DO THIS → Track down the lines that contain "components" and copy them.
— Start of COLLECTED DATA —
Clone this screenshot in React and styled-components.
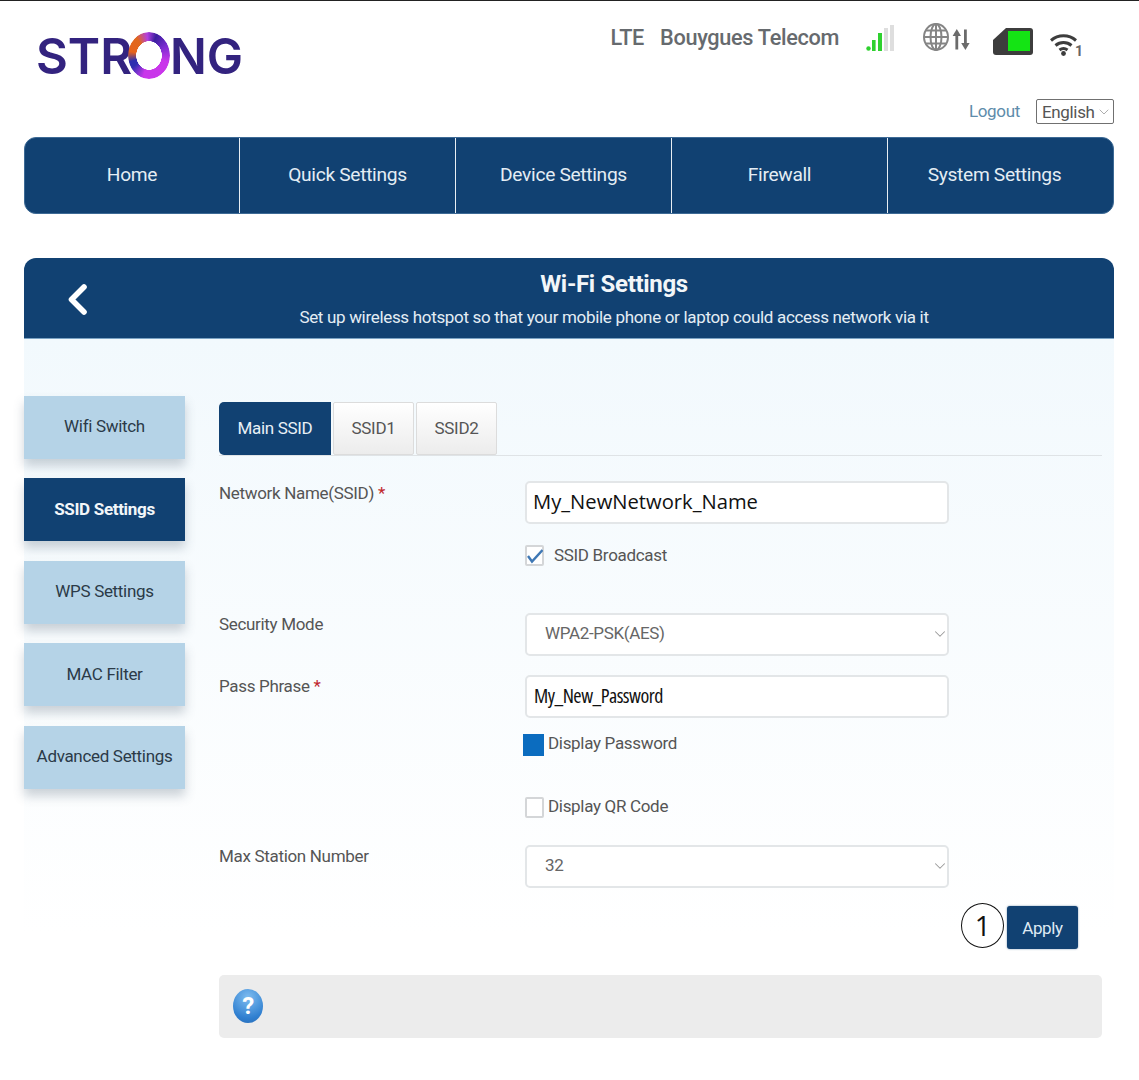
import React from "react";
import styled, { createGlobalStyle } from "styled-components";
import { ChevronDown } from "lucide-react";

const Global = createGlobalStyle`
  html, body { margin: 0; padding: 0; background: #fff; }
  body { font-family: Roboto, "Liberation Sans", sans-serif; color: #555; letter-spacing: -0.02em; }
  * { box-sizing: border-box; }
`;

const navy = "#114172";

const Page = styled.div`
  width: 1139px;
  height: 1080px;
  border-top: 1.5px solid #222;
  overflow: hidden;
`;

const Header = styled.header`
  height: 135.5px;
  padding: 0 25px 0 36px;
  display: flex;
  justify-content: space-between;
`;

const Logo = styled.div`
  display: flex;
  align-items: center;
  height: 46px;
  margin-top: 32px;
  font-family: Inter, "Liberation Sans", sans-serif;
  font-weight: 600;
  font-size: 50px;
  line-height: 46px;
  letter-spacing: 0;
  color: #33237f;
  filter: blur(0.4px);
`;

const LogoPart = styled.span`
  display: inline-block;
  width: ${(p) => p.$w}px;
  white-space: nowrap;
  transform-origin: left center;
  transform: scaleX(${(p) => p.$sx});
`;

const LogoRing = styled.span`
  display: inline-block;
  width: 42px;
  height: 47px;
  margin-top: -1px;
  border-radius: 50%;
  background: conic-gradient(from 20deg, #3a1f9e 0deg, #7a2bd0 40deg, #c936ea 90deg, #c936ea 175deg, #2d2fb0 215deg, #2d2fb0 232deg, #e8641c 262deg, #e0681e 305deg, #b23fe0 335deg, #3a1f9e 360deg);
  -webkit-mask: radial-gradient(ellipse 50% 50%, transparent 0 60%, #000 62%);
  mask: radial-gradient(ellipse 50% 50%, transparent 0 60%, #000 62%);
`;

const HeaderRight = styled.div`
  display: flex;
  flex-direction: column;
  align-items: flex-end;
`;

const StatusRow = styled.div`
  display: flex;
  align-items: flex-start;
  height: 59px;
  margin-top: 22px;
  margin-right: 29px;
`;

const StatusText = styled.span`
  font-weight: 500;
  font-size: ${(p) => p.$size}px;
  line-height: 30px;
  color: #666a6e;
  margin-right: ${(p) => p.$mr}px;
  white-space: nowrap;
`;

const StatusIcon = styled.svg`
  display: block;
  flex: none;
  margin-top: ${(p) => p.$mt || 0}px;
  margin-right: ${(p) => p.$mr || 0}px;
`;

const StatusDigit = styled.text`
  font-family: Roboto, sans-serif;
  font-size: 14px;
  font-weight: 700;
  fill: #666;
  stroke: none;
`;

const AccountRow = styled.div`
  display: flex;
  align-items: center;
  gap: 16px;
  height: 25px;
  margin-top: 17px;
`;

const Logout = styled.a`
  font-size: 17px;
  color: #5e8cab;
  line-height: 25px;
`;

const LangBox = styled.div`
  position: relative;
  width: 78px;
  height: 25px;
`;

const Lang = styled.select`
  appearance: none;
  width: 100%;
  height: 100%;
  border: 1px solid #707070;
  border-radius: 2px;
  background: #fff;
  padding: 0 0 0 5px;
  font-family: Roboto, sans-serif;
  font-size: 17px;
  letter-spacing: -0.02em;
  color: #555;
`;

const Chevron = styled(ChevronDown)`
  position: absolute;
  right: ${(p) => p.$r}px;
  top: 50%;
  transform: translateY(-50%);
  color: #999;
  pointer-events: none;
`;

const Nav = styled.nav`
  margin: 0 25px 0 24px;
  height: 77px;
  display: grid;
  grid-template-columns: 214px repeat(3, 216px) 1fr;
  background: ${navy};
  border-radius: 12px;
  border: 1px solid #3d6a95;
`;

const NavItem = styled.a`
  display: flex;
  align-items: center;
  justify-content: center;
  color: #e4edf4;
  font-size: 19.2px;
  padding-bottom: 2px;
  padding-right: ${(p) => (p.$last ? 12 : 0)}px;
  border-left: ${(p) => (p.$first ? "0" : "1px solid #e8eef3")};
`;

const Panel = styled.section`
  margin: 44px 25px 0 24px;
`;

const PanelHead = styled.div`
  position: relative;
  height: 81px;
  background: ${navy};
  border-radius: 12px 12px 0 0;
  color: #fff;
  text-align: center;
  padding: 9px 0 0 90px;
  border-bottom: 1px solid #7ba3c4;
`;

const Back = styled.svg`
  position: absolute;
  left: 44px;
  top: 25px;
`;

const PanelTitle = styled.h1`
  margin: 0;
  font-size: 24px;
  line-height: 34px;
  font-weight: 700;
  color: #f2f6f9;
`;

const PanelSub = styled.p`
  margin: 5px 0 0;
  font-size: 17px;
  line-height: 22px;
  color: #e4edf4;
`;

const PanelBody = styled.div`
  display: flex;
  height: 662px;
  padding-top: 57px;
  background: linear-gradient(#f2f9fd, #fff 90%);
`;

const Side = styled.div`
  width: 161px;
  flex: none;
  display: flex;
  flex-direction: column;
  gap: 19.5px;
`;

const SideItem = styled.a`
  height: 63px;
  padding-bottom: 2px;
  display: flex;
  align-items: center;
  justify-content: center;
  font-size: 17px;
  font-weight: ${(p) => (p.$active ? 700 : 400)};
  color: ${(p) => (p.$active ? "#f2f6f9" : "#2b3a48")};
  background: ${(p) => (p.$active ? navy : "#b5d3e7")};
  box-shadow: 0 7px 10px rgba(60, 80, 100, 0.25);
  white-space: nowrap;
`;

const Main = styled.div`
  width: 883px;
  margin-left: 34px;
  flex: none;
`;

const Tabs = styled.div`
  display: flex;
  gap: 2px;
  margin-top: 6px;
  height: 54px;
  border-bottom: 1px solid #dfe3e6;
`;

const Tab = styled.a`
  width: ${(p) => p.$w}px;
  height: 53px;
  display: flex;
  align-items: center;
  justify-content: center;
  font-size: 17px;
  color: ${(p) => (p.$active ? "#e8f0f6" : "#555")};
  background: ${(p) => (p.$active ? navy : "linear-gradient(#fff, #ececec)")};
  border: ${(p) => (p.$active ? "0" : "1px solid #dcdcdc")};
  border-radius: ${(p) => (p.$active ? "5px 0 0 5px" : "2px")};
`;

const Row = styled.div`
  display: flex;
  align-items: flex-start;
  height: ${(p) => p.$h}px;
  margin-top: ${(p) => p.$mt || 0}px;
`;

const Label = styled.label`
  width: 306px;
  flex: none;
  font-size: 17px;
  line-height: 22px;
  padding-top: ${(p) => p.$pt || 0}px;
  color: #555;
`;

const Required = styled.span`
  color: #c0272d;
`;

const Field = styled.div`
  position: relative;
  width: 424px;
  height: 43px;
  flex: none;
`;

const TextInput = styled.input`
  width: 100%;
  height: 100%;
  border: 2px solid #e3e6e8;
  border-radius: 5px;
  background: #fff;
  padding: 0 0 2px 6px;
  font-family: "Open Sans", sans-serif;
  font-size: 20.2px;
  letter-spacing: 0;
  color: #111;
  outline: none;
`;

const CondensedInput = styled(TextInput)`
  padding-left: 7px;
  font-size: 20px;
  font-stretch: 75%;
  letter-spacing: -0.5px;
`;

const Select = styled.select`
  appearance: none;
  width: 100%;
  height: 100%;
  border: 2px solid #e3e6e8;
  border-radius: 5px;
  background: #fff;
  padding: 0 0 3px 18px;
  font-family: Roboto, sans-serif;
  font-size: 17px;
  letter-spacing: -0.02em;
  color: #666;
`;

const CheckRow = styled.div`
  display: flex;
  align-items: center;
  height: ${(p) => p.$h}px;
  margin-left: ${(p) => p.$ml}px;
  margin-top: ${(p) => p.$mt}px;
  gap: ${(p) => p.$gap}px;
  font-size: 17px;
  color: #555;
`;

const CheckText = styled.span`
  margin-top: ${(p) => p.$mt || 0}px;
`;

const CheckBox = styled.span`
  display: block;
  position: relative;
  width: 19px;
  height: 21px;
  flex: none;
  background: #fff;
  border: 2px solid #d4d6d8;
  border-radius: 2px;
`;

const CheckMark = styled.svg`
  position: absolute;
  left: 0;
  top: 2px;
`;

const BlueBox = styled.span`
  display: block;
  width: 21px;
  height: 22px;
  flex: none;
  background: #0b6cbf;
`;

const ApplyRow = styled.div`
  display: flex;
  justify-content: flex-end;
  align-items: center;
  gap: 3px;
  height: 44px;
  margin-top: 18px;
  padding-right: 24px;
`;

const Badge = styled.span`
  width: 43px;
  height: 45px;
  margin-top: -5px;
  flex: none;
  display: flex;
  align-items: center;
  justify-content: center;
  border: 1.5px solid #111;
  border-radius: 50%;
  background: #fff;
  color: #111;
  font-family: "Open Sans", sans-serif;
  font-size: 28px;
  font-weight: 400;
`;

const ApplyButton = styled.button`
  width: 71px;
  height: 43px;
  border: 0;
  border-radius: 3px;
  background: ${navy};
  color: #dfeaf3;
  font-family: Roboto, sans-serif;
  font-size: 17px;
  letter-spacing: -0.02em;
  box-shadow: 0 0 2px rgba(17, 65, 114, 0.6);
`;

const Help = styled.div`
  margin-top: 25px;
  height: 63px;
  background: #ececec;
  border-radius: 5px;
  display: flex;
  align-items: center;
  padding-left: 14px;
`;

const HelpIcon = styled.span`
  width: 30px;
  height: 34px;
  border-radius: 50%;
  display: flex;
  align-items: center;
  justify-content: center;
  background: radial-gradient(circle at 50% 25%, #7fbdf0, #2f7fd0 70%, #2a6cb5);
  color: #fff;
  font-size: 24px;
  font-weight: 700;
`;

export default function App() {
  return (
    <>
      <Global />
      <Page>
        <Header>
          <Logo aria-label="STRONG">
            <LogoPart $w={92} $sx={0.98}>STR</LogoPart>
            <LogoRing />
            <LogoPart $w={71} $sx={0.97}>NG</LogoPart>
          </Logo>
          <HeaderRight>
            <StatusRow>
              <StatusText $size={21.7} $mr={16}>LTE</StatusText>
              <StatusText $size={21.7} $mr={27}>Bouygues Telecom</StatusText>
              <StatusIcon $mt={1} $mr={29} width="28" height="28" viewBox="0 0 28 28">
                <circle cx="2.5" cy="24.5" r="2.2" fill="#2fd12f" />
                <rect x="6" y="16" width="3.6" height="11" fill="#2fd12f" />
                <rect x="12" y="9" width="4" height="18" fill="#2fd12f" />
                <rect x="18" y="4" width="4" height="23" fill="#dedede" />
                <rect x="24" y="1" width="4" height="26" fill="#dedede" />
              </StatusIcon>
              <StatusIcon $mr={3} width="26" height="28" viewBox="0 0 26 28" fill="none" stroke="#858585" strokeWidth="2">
                <ellipse cx="13" cy="14" rx="12" ry="13" />
                <ellipse cx="13" cy="14" rx="5.5" ry="13" />
                <path d="M13 1v26M1 14h24M3 7.5h20M3 20.5h20" />
              </StatusIcon>
              <StatusIcon $mt={6} $mr={23} width="18" height="21" viewBox="0 0 18 21" fill="#6b6b6b" stroke="none">
                <rect x="3.4" y="4" width="2.8" height="16.5" />
                <path d="M4.8 0L9 7H.6z" />
                <rect x="12" y="0.5" width="2.8" height="16.5" />
                <path d="M13.4 21L9.2 14h8.4z" />
              </StatusIcon>
              <StatusIcon $mt={4} $mr={16} width="40" height="28" viewBox="0 0 40 28">
                <path d="M13 1h24a3 3 0 0 1 3 3v21a3 3 0 0 1-3 3H3a3 3 0 0 1-3-3V13z" fill="#3d3d3d" />
                <rect x="15" y="4" width="22" height="20" fill="#14e414" />
              </StatusIcon>
              <StatusIcon $mt={8} width="36" height="28" viewBox="0 0 36 28" fill="none" stroke="#3d3d3d" strokeWidth="3">
                <path d="M2 9.5a19 19 0 0 1 25 0M6.5 14.5a12.5 12.5 0 0 1 16 0M10.5 19a6.5 6.5 0 0 1 8 0" />
                <circle cx="14.5" cy="22.5" r="2.4" fill="#3d3d3d" stroke="none" />
                <StatusDigit x="26" y="25">1</StatusDigit>
              </StatusIcon>
            </StatusRow>
            <AccountRow>
              <Logout>Logout</Logout>
              <LangBox>
                <Lang defaultValue="English">
                  <option>English</option>
                </Lang>
                <Chevron $r={2.5} size={16} strokeWidth={1.2} />
              </LangBox>
            </AccountRow>
          </HeaderRight>
        </Header>
        <Nav>
          <NavItem $first>Home</NavItem>
          <NavItem>Quick Settings</NavItem>
          <NavItem>Device Settings</NavItem>
          <NavItem>Firewall</NavItem>
          <NavItem $last>System Settings</NavItem>
        </Nav>
        <Panel>
          <PanelHead>
            <Back width="22" height="34" viewBox="0 0 22 34" fill="none" stroke="#fff" strokeWidth="5.6" strokeLinecap="round" strokeLinejoin="round">
              <path d="M16 4L3.5 16.5L16 29" />
            </Back>
            <PanelTitle>Wi-Fi Settings</PanelTitle>
            <PanelSub>Set up wireless hotspot so that your mobile phone or laptop could access network via it</PanelSub>
          </PanelHead>
          <PanelBody>
            <Side>
              <SideItem>Wifi Switch</SideItem>
              <SideItem $active>SSID Settings</SideItem>
              <SideItem>WPS Settings</SideItem>
              <SideItem>MAC Filter</SideItem>
              <SideItem>Advanced Settings</SideItem>
            </Side>
            <Main>
              <Tabs>
                <Tab $active $w={112}>Main SSID</Tab>
                <Tab $w={81}>SSID1</Tab>
                <Tab $w={81}>SSID2</Tab>
              </Tabs>
              <Row $h={43} $mt={25}>
                <Label $pt={1}>Network Name(SSID) <Required>*</Required></Label>
                <Field>
                  <TextInput readOnly value="My_NewNetwork_Name" />
                </Field>
              </Row>
              <CheckRow $h={21} $ml={306} $mt={21} $gap={10}>
                <CheckBox>
                  <CheckMark width="16" height="15" viewBox="0 0 16 15" fill="none" stroke="#3f78b5" strokeWidth="2.4">
                    <path d="M1 7l4 5.5L15.5 1" />
                  </CheckMark>
                </CheckBox>
                SSID Broadcast
              </CheckRow>
              <Row $h={43} $mt={47}>
                <Label>Security Mode</Label>
                <Field>
                  <Select defaultValue="WPA2-PSK(AES)">
                    <option>WPA2-PSK(AES)</option>
                  </Select>
                  <Chevron $r={0} size={18} strokeWidth={1.4} />
                </Field>
              </Row>
              <Row $h={43} $mt={19}>
                <Label $pt={0}>Pass Phrase <Required>*</Required></Label>
                <Field>
                  <CondensedInput readOnly value="My_New_Password" />
                </Field>
              </Row>
              <CheckRow $h={22} $ml={304} $mt={16} $gap={4}>
                <BlueBox />
                <CheckText $mt={-4}>Display Password</CheckText>
              </CheckRow>
              <CheckRow $h={21} $ml={306} $mt={41} $gap={4}>
                <CheckBox />
                <CheckText $mt={-2}>Display QR Code</CheckText>
              </CheckRow>
              <Row $h={43} $mt={27}>
                <Label>Max Station Number</Label>
                <Field>
                  <Select defaultValue="32">
                    <option>32</option>
                  </Select>
                  <Chevron $r={0} size={18} strokeWidth={1.4} />
                </Field>
              </Row>
              <ApplyRow>
                <Badge>1</Badge>
                <ApplyButton>Apply</ApplyButton>
              </ApplyRow>
              <Help>
                <HelpIcon>?</HelpIcon>
              </Help>
            </Main>
          </PanelBody>
        </Panel>
      </Page>
    </>
  );
}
— End of COLLECTED DATA —
FULL ANSWER →
Clone this screenshot in React and styled-components.
import styled, { createGlobalStyle } from "styled-components";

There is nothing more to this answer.